Another thing is the neckline can be too tight or too loose. If it’s too tight when you’re done, you can always add a round of increases around the neck edge. Too loose and it’ll fall off your shoulders which might be a look you want but probably not for a practical sweater.

Sleeves can be tricky to get the right length and width. I’ve made sleeves that were way too tight around the bicep because I didn’t separate early enough or didn’t chain enough stitches for the underarm. And I’ve made sleeves that were too baggy and looked like wizard sleeves which was actually kind of cool but not what I was going for.

finishing touches

For cardigans you’ll want to add buttons or a zipper or just leave it open. I usually crochet a simple single crochet border around all the edges to clean them up. Button bands can be crocheted directly onto the front edges or made separately and sewn on.

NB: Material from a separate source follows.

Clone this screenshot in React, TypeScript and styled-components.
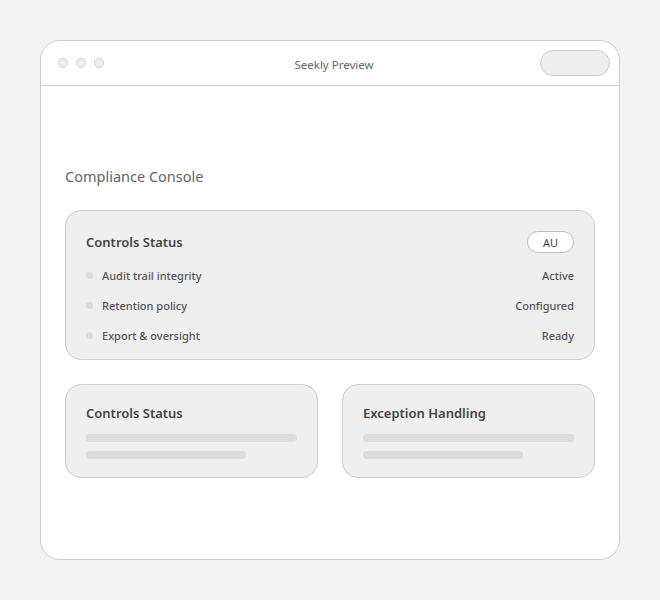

Blocking helps a lot with evening out the stitches and making everything lay flat. I’m lazy about blocking usually but when I do block a sweater it definitely looks better. Just wet it, shape it how you want it, and let it dry flat.

Weaving in ends is the worst part of any project but top-down sweaters don’t have as many ends as seamed sweaters so that’s a plus. Still gonna have ends from joining new yarn and finishing off sleeves though.

The whole process from start to finish takes me maybe 30-40 hours for a basic cardigan in worsted weight yarn. Could be faster if you’re more focused than me and not constantly watching TV or getting distracted. Could be slower if you’re using fingering weight or doing a complex stitch pattern.

Anyway that’s basically how top-down construction works. Start at the neck, increase at raglan lines, separate sleeves, work body, go back and do sleeves. Try it on a million times. The first one might be weird but the second one will be better and by the third one you’ll wonder why anyone makes sweaters any other way.